Jurassic Park: The Helping Hand
Fans of Steven Spielberg's Jurassic Park likely remember the scene in the film in which giant velociraptors chase Lex and Tim Murphy through the kitchen. However, what most viewers probably didn't pick up on was that as the first dinosaur walks through the kitchen entrance, there is a brief period in which you can see the hand of one of the crew members holding onto the beast to keep it steady. Oops!
Spider-Man: The "Broken" Lamp
In Spider-Man (2002), there is a scene at the beginning of the movie in which Peter Parker is first discovering his powers and, in the process of testing them, accidentally breaks a lamp in his room. However, when his aunt comes in to see what's causing all the noise, the lamp has miraculously fixed itself and is back in its former resting place. Oops!
The Shining: The Magic Hedge Maze
Stanley Kubrick's horrifying The Shining takes place at an isolated hotel, the exteriors of which are first seen at the beginning of the film.
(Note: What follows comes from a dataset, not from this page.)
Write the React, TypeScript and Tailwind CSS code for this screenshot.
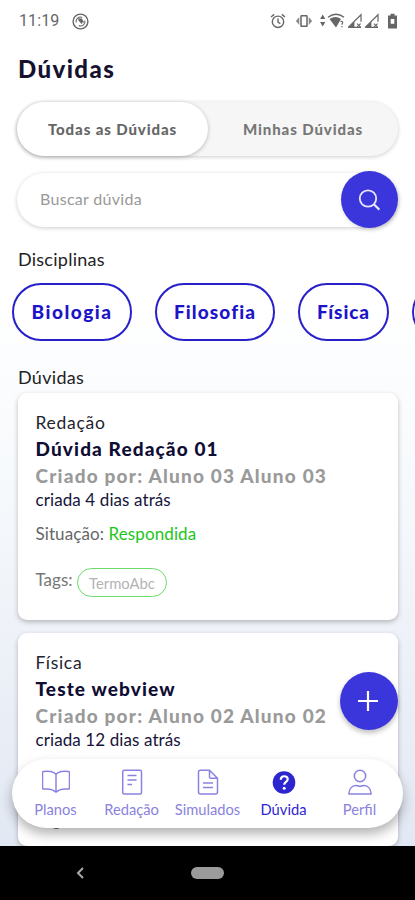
import React from "react";

interface Doubt {
  id: number;
  subject: string;
  title: string;
  author: string;
  created: string;
  status: string;
  tags: string[];
}

const doubts: Doubt[] = [
  {
    id: 1,
    subject: "Redação",
    title: "Dúvida Redação 01",
    author: "Aluno 03 Aluno 03",
    created: "criada 4 dias atrás",
    status: "Respondida",
    tags: ["TermoAbc"],
  },
  {
    id: 2,
    subject: "Física",
    title: "Teste webview",
    author: "Aluno 02 Aluno 02",
    created: "criada 12 dias atrás",
    status: "Respondida",
    tags: [],
  },
];

const StatusBar = () => (
  <header className="flex h-[42px] shrink-0 items-center pl-[19px] pr-[17px] text-[#666]">
    <span className="font-[Roboto,sans-serif] text-[16px] tracking-[0.1px]">11:19</span>
    <svg className="ml-[13px] h-[17px] w-[17px]" viewBox="0 0 17 17" fill="none" stroke="currentColor">
      <circle cx="8.5" cy="8.5" r="7.4" strokeWidth="1.4" />
      <path d="M4.2 9.5a4.300 4.300 0 0 1 6-5M12.8 7.5a4.300 4.300 0 0 1-6 5" strokeWidth="1.1" />
      <path d="M6.300 5.500l3.600.3 2 3.800-1.900-.6-.2 2-3-3.300z" fill="currentColor" strokeWidth="0.4" />
    </svg>
    <div className="ml-auto flex items-center">
      <svg className="h-4 w-4" viewBox="0 0 16 16" fill="none" stroke="currentColor" strokeWidth="1.4">
        <circle cx="8" cy="8.8" r="5.7" />
        <path d="M8 5.5v3.6l2.300 1.600M1 4l3.200-2.600M15 4l-3.200-2.600" />
      </svg>
      <svg className="ml-[9px] h-4 w-[18px]" viewBox="0 0 18 16" fill="currentColor">
        <rect x="6" y="2.700" width="6" height="10.600" rx="0.600" fill="none" stroke="currentColor" strokeWidth="1.500" />
        <path d="M4.300 4v8L.8 8zM13.700 4v8l3.500-4z" opacity="0.75" />
      </svg>
      <svg className="ml-[7px] h-4 w-[25px]" viewBox="0 0 25 16" fill="currentColor">
        <path d="M2.700 1.500l2.600 4.500H.1zM2.700 13.500L.1 9h5.200z" />
        <path d="M8 4.200c5-3.600 11-3.600 16 0" fill="none" stroke="currentColor" strokeWidth="1.400" />
        <path d="M9.500 6c4-2.800 8-2.800 11.500 0L16 14.500z" />
        <path d="M20.500 8.500c2-.8 3 1.200 1.500 2.200v1M22 13v1.300" fill="none" stroke="currentColor" strokeWidth="1.200" />
      </svg>
      {[0, 1].map((i) => (
        <svg key={i} className="ml-[2px] h-4 w-[15px]" viewBox="0 0 15 16">
          <path d="M1.200 14.400L14 1.800v7M14 14.400H1.200z" fill="none" stroke="currentColor" strokeWidth="1.200" />
          <path d="M1.200 14.500l6.200-6v6z" fill="currentColor" />
          <path d="M10 10.600l3.600 3.600M13.600 10.600L10 14.200" stroke="currentColor" strokeWidth="1.100" />
        </svg>
      ))}
      <svg className="ml-[8px] h-4 w-[11px]" viewBox="0 0 11 16">
        <path d="M3.500.8h4v1.600H10v13H1v-13h2.500z" fill="currentColor" />
        <path d="M3.700 6h3.600v4.800H3.700z" fill="#fff" />
      </svg>
    </div>
  </header>
);

const DoubtCard = ({ doubt }: { doubt: Doubt }) => (
  <article className="h-[227px] shrink-0 rounded-[9px] bg-white pl-[18px] pt-[17px] shadow-[0_2px_5px_rgba(0,0,0,0.25)] last:h-[213px]">
    <p className="text-[17.5px] leading-[26px] tracking-[0.7px] text-[#242430]">{doubt.subject}</p>
    <h2 className="text-[19px] font-black leading-[26px] tracking-[1.12px] text-[#100d33]">
      {doubt.title}
    </h2>
    <p className="text-[19px] font-black leading-[27px] tracking-[1.2px] text-[#9a9a9a]">
      Criado por: {doubt.author}
    </p>
    <p className="text-[17px] leading-[22px] tracking-[0.1px] text-[#16143a]">{doubt.created}</p>
    <p className="mt-3 text-[17px] leading-[22px] tracking-[0.1px] text-[#666]">
      Situação: <span className="text-[#1cc51c]">{doubt.status}</span>
    </p>
    <div className="mt-[23px] flex text-[17px] leading-[24px] text-[#777]">
      <span>Tags:</span>
      {doubt.tags.map((tag) => (
        <span
          key={tag}
          className="ml-1 flex h-[29px] items-center rounded-full border-[1.5px] border-[#69dc69] px-[11.5px] text-[14.8px] text-[#b3b3b3]"
        >
          {tag}
        </span>
      ))}
    </div>
  </article>
);

const tabs = [
  {
    label: "Planos",
    icon: (
      <path d="M14 6.200C11.800 3.800 6.500 2.500 1.500 3.500q-1 .2-1 1.200V20q0 1.200 1.200 1.100c4.500-.5 9 .2 10.800 2.100q1.500 1.600 3 0c1.800-1.900 6.300-2.600 10.800-2.100q1.200.1 1.200-1.100V4.700q0-1-1-1.200C21.500 2.500 16.200 3.800 14 6.200zv17" />
    ),
  },
  {
    label: "Redação",
    icon: (
      <>
        <rect x="4.700" y="2.300" width="18.800" height="23.700" rx="1.500" />
        <path d="M9.500 7.500h9M9.500 12h9M9.500 16.500h4.500" />
      </>
    ),
  },
  {
    label: "Simulados",
    icon: (
      <>
        <path d="M15.500 2.300H6.500a2 2 0 0 0-2 2V24a2 2 0 0 0 2 2h15a2 2 0 0 0 2-2V10.300zV9q0 1.300 1.300 1.300h6.700" />
        <path d="M9 15h10M9 19.500h10" />
      </>
    ),
  },
  {
    label: "Dúvida",
    active: true,
    icon: (
      <>
        <circle cx="14" cy="14.500" r="11.300" fill="#2d25d0" stroke="none" />
        <path d="M10.800 11.700c0-4.600 6.900-4.400 6.900-.5 0 2.600-3.500 2.800-3.500 5.600" stroke="#fff" strokeWidth="2.200" />
        <circle cx="14.200" cy="20.200" r="1.500" fill="#fff" stroke="none" />
      </>
    ),
  },
  {
    label: "Perfil",
    icon: (
      <>
        <circle cx="14" cy="8" r="5.700" />
        <path d="M2.800 26c.3-5 3-8.500 7.200-8.500 2.500 0 2.500.8 4 .8s1.500-.8 4-.8c4.200 0 6.900 3.500 7.200 8.500z" />
      </>
    ),
  },
];

const App = () => {
  return (
    <div className="flex h-[900px] w-[415px] flex-col overflow-hidden font-[Lato,sans-serif]">
      <main className="relative flex h-[846px] shrink-0 flex-col overflow-hidden bg-[linear-gradient(180deg,#fff_35%,#f6f9fc_58%,#e2e8f3_100%)]">
        <StatusBar />

        <h1 className="ml-[18px] mt-[11px] text-[24px] font-black leading-8 tracking-[1.4px] text-[#15122f]">
          Dúvidas
        </h1>

        <div className="mx-[17px] mt-[17px] flex h-[54px] shrink-0 rounded-full bg-[#f6f6f6] text-[15px] font-black text-[#666] shadow-[0_1px_4px_rgba(0,0,0,0.2)]">
          <button className="w-[191px] rounded-full bg-white tracking-[0.9px] shadow-[0_1px_4px_rgba(0,0,0,0.25)]">
            Todas as Dúvidas
          </button>
          <button className="flex-1 tracking-[0.9px] text-[#777]">Minhas Dúvidas</button>
        </div>

        <div className="mx-[17px] mt-[15px] flex h-[57px] shrink-0 items-center">
          <div className="-mr-[57px] flex h-[54px] flex-1 items-center rounded-full bg-white pb-0.5 pl-[23px] text-[16px] tracking-[0.3px] text-[#999] shadow-[0_1px_4px_rgba(0,0,0,0.2)]">
            Buscar dúvida
          </div>
          <button className="relative flex h-[57px] w-[57px] items-center justify-center rounded-full bg-[#3b35dc] pr-0.5 shadow-[1px_2px_4px_rgba(0,0,0,0.15)]">
            <svg className="h-6 w-6" viewBox="0 0 24 24" fill="none" stroke="#e6e6ff" strokeWidth="1.800">
              <circle cx="11" cy="10.500" r="8.200" />
              <path d="M16.800 16.300l5.500 5.300" strokeWidth="2.200" />
            </svg>
          </button>
        </div>

        <h2 className="ml-[18px] mt-[19px] text-[18px] leading-6 tracking-[0.25px] text-[#222]">
          Disciplinas
        </h2>
        <div className="ml-3 mt-3 flex shrink-0 gap-[23px] overflow-hidden text-[19px] font-black text-[#1c14c8]">
          <button className="h-[58px] w-[120px] shrink-0 rounded-full border-2 border-[#2820c8] bg-white tracking-[1.5px]">
            Biologia
          </button>
          <button className="h-[58px] w-[120px] shrink-0 rounded-full border-2 border-[#2820c8] bg-white tracking-[1.1px]">
            Filosofia
          </button>
          <button className="h-[58px] w-[91px] shrink-0 rounded-full border-2 border-[#2820c8] bg-white tracking-[0.9px]">
            Física
          </button>
          <button className="h-[58px] w-[120px] shrink-0 rounded-full border-2 border-[#2820c8] bg-white" />
        </div>

        <h2 className="ml-[18px] mt-6 text-[18px] leading-6 tracking-[0.3px] text-[#222]">Dúvidas</h2>
        <section className="mx-[17.5px] mt-1 flex flex-col gap-[13px]">
          {doubts.map((doubt) => (
            <DoubtCard key={doubt.id} doubt={doubt} />
          ))}
        </section>

        <button className="absolute left-[340px] top-[672px] flex h-[58px] w-[58px] items-center justify-center rounded-full bg-[#3b35dc] pr-0.5 shadow-[0_3px_5px_rgba(0,0,0,0.25)]">
          <svg className="h-5 w-5" viewBox="0 0 20 20" stroke="#fff" strokeWidth="2.200">
            <path d="M10 0v20M0 10h20" />
          </svg>
        </button>

        <nav className="absolute left-3 top-[759px] flex h-[69px] w-[391px] justify-center rounded-full bg-white shadow-[0_6px_12px_rgba(0,0,0,0.3)]">
          {tabs.map((tab) => (
            <a
              key={tab.label}
              className={`flex w-[76px] flex-col items-center pt-[9px] ${
                tab.active ? "text-[#2d25d0]" : "text-[#8a82e0]"
              }`}
            >
              <svg
                className="h-7 w-7"
                viewBox="0 0 28 28"
                fill="none"
                stroke="currentColor"
                strokeWidth="1.500"
                strokeLinejoin="round"
              >
                {tab.icon}
              </svg>
              <span className="mt-1 text-[14.7px] leading-[18px]">{tab.label}</span>
            </a>
          ))}
        </nav>
      </main>

      <footer className="flex h-[54px] shrink-0 items-center bg-black">
        <svg className="ml-[76px] h-3 w-2" viewBox="0 0 8 12" fill="none" stroke="#aaa" strokeWidth="2">
          <path d="M7 1L2 6l5 5" />
        </svg>
        <span className="ml-[107px] h-3 w-[33px] rounded-full bg-[#9b9b9b]" />
      </footer>
    </div>
  );
};

export default App;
However, one thing that is noticeably absent in this initial shot is the hedge maze, which later magically shows up right next to the hotel and plays a big role in the film's plot. And if you love horror films like The Shining, then queue up the 40 Best Horror Movies for Totally Freaking Yourself Out.
Harry Potter: "You Have Your Mother's Eyes"
One of the most memorable moments in the Harry Potter series comes in its final installment, when Severus Snape is on his deathbed and warmly tells Harry that he has his mother's eyes. This moment should be memorable because it's the very instance in which Snape reveals his innermost vulnerabilities and motivations, but what makes it so iconic in the films is the fact that Harry has blue eyes and his mother had brown, giving them no resemblance whatsoever. (In the books, both of their eyes are green.) And if you love all things Harry Potter, check out the 35 Ways Harry Potter Is Still Crazy Relevant.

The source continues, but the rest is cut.